2010年代以降は北朝鮮による軍事挑発が繰り返されながらも、資本市場への影響は次第に減少する傾向にありました。しかしながら、韓国の株式市場はボックス圏から抜け出すことができませんでした。その原因として、高成長期には良い方向に働いていた財閥経営が、現在では一部分に対しマイナス面に影響しているコーポレート・ガバナンス問題が指摘されています。
2020年以降、台湾株式市場はTSMC(台湾:2330)などの代表される半導体企業のおかげで量的な成長を遂げ、日本株式市場も安倍政権以降、長期間にわたり推進されたガバナンス改革と資本市場の効率化により成長を遂げました。
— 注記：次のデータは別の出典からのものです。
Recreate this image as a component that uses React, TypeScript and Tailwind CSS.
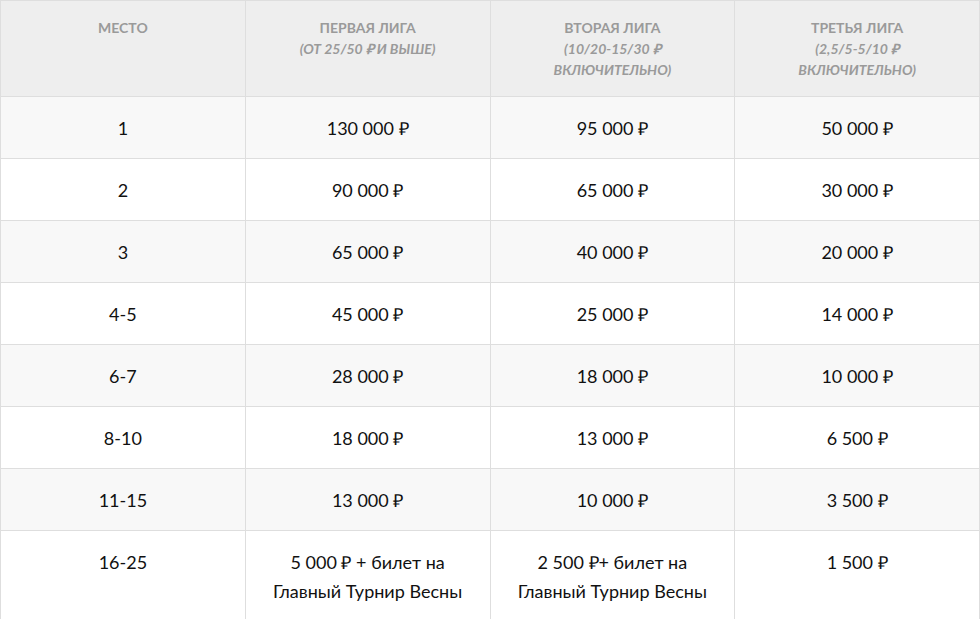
const rows: [string, string, string, string][] = [
    ['1', '130 000 ₽', '95 000 ₽', '50 000 ₽'],
    ['2', '90 000 ₽', '65 000 ₽', '30 000 ₽'],
    ['3', '65 000 ₽', '40 000 ₽', '20 000 ₽'],
    ['4-5', '45 000 ₽', '25 000 ₽', '14 000 ₽'],
    ['6-7', '28 000 ₽', '18 000 ₽', '10 000 ₽'],
    ['8-10', '18 000 ₽', '13 000 ₽', '6 500 ₽'],
    ['11-15', '13 000 ₽', '10 000 ₽', '3 500 ₽'],
    [
        '16-25',
        '5 000 ₽ + билет на Главный Турнир Весны',
        '2 500 ₽+ билет на Главный Турнир Весны',
        '1 500 ₽',
    ],
];

const headers: [string, string | null][] = [
    ['Место', null],
    ['Первая лига', '(от 25/50 ₽ и выше)'],
    ['Вторая лига', '(10/20-15/30 ₽ включительно)'],
    ['Третья лига', '(2,5/5-5/10 ₽ включительно)'],
];

export default function App() {
    return (
        <div className="min-h-screen bg-white font-['Lato','Liberation_Sans',sans-serif]">
            <table className="w-[980px] table-fixed border-collapse">
                <thead>
                    <tr className="bg-[#eeeeee]">
                        {headers.map(([title, sub]) => (
                            <th
                                key={title}
                                className="border border-[#dedede] px-10 pt-[16px] pb-[16px] align-top text-[14px] leading-[21px] font-bold text-[#9a9a9a] uppercase"
                            >
                                <div>{title}</div>
                                {sub && <div className="italic">{sub}</div>}
                                {!sub && <div className="h-[42px]" />}
                            </th>
                        ))}
                    </tr>
                </thead>
                <tbody>
                    {rows.map((row, i) => (
                        <tr
                            key={row[0]}
                            className={i % 2 === 0 ? 'bg-[#f8f8f8]' : 'bg-white'}
                        >
                            {row.map((cell, j) => (
                                <td
                                    key={j}
                                    className="border border-[#dedede] px-5 pt-[17px] pb-[15px] text-center align-top text-[18px] leading-[29px] text-[#111]"
                                >
                                    {cell}
                                </td>
                            ))}
                        </tr>
                    ))}
                </tbody>
            </table>
        </div>
    );
}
それに対し、韓国株式市場はKOSPI指数(韓国総合株価指数)が2021年に過去最高値となる3,300ポイント台を記録して以来、低迷し続けています。韓国の個人投資家も韓国株式市場に対する失望と不信を強めています。
コリアディスカウントに対する対策
コリアディスカウントの原因として取り上げられている小口株主の権利保護などを解決するために韓国の政治家も対策を提示しましたが、与党である「国民の力」と野党である「共に民主党」は異なるアプローチを取っています。
与党である国民の力は、資本市場法の改善、現在保留中の金融所得課税の完全廃止を主張しています。資本市場法の改善は、大株主と小口株主の利益が衝突する特殊な状況を資本市場法に明記し、小口株主の権利を保護するという内容です。
現在、韓国は米国や日本と異なり、現地の小口株主に対して株式のキャピタルゲインに課税していません。売買の際に取引税として売買代金の0.3%を徴収しています。「金融投資所得税」という新しい金融所得課税システムを前政権である文(ムン)政権が導入しようとしましたが、国民の力は、韓国の個人投資家の収益率の悪化を招くと批判しました。必要不可欠な規制のみを設定し、投資の障害を最小限に抑えようというのが現在の与党の意見です。
これに対し、野党である共に民主党のアプローチは異なります。野党側は、商法改正による根本的な改善を要求しています。韓国商法第382条第3項の文言には、「取締役は法令と定款の規定により会社のためにその職務を忠実に遂行しなければならない」という内容があります。野党側は、「会社のために」という文言に「株主」を追加することで小口株主の保護を実現しようとしています。
尹(ユン)大統領の戒厳令宣言以降、混乱した韓国の政治状況の中で、コリアディスカウント解消策の行方はどうなるかはその先を読むのは困難に思えます。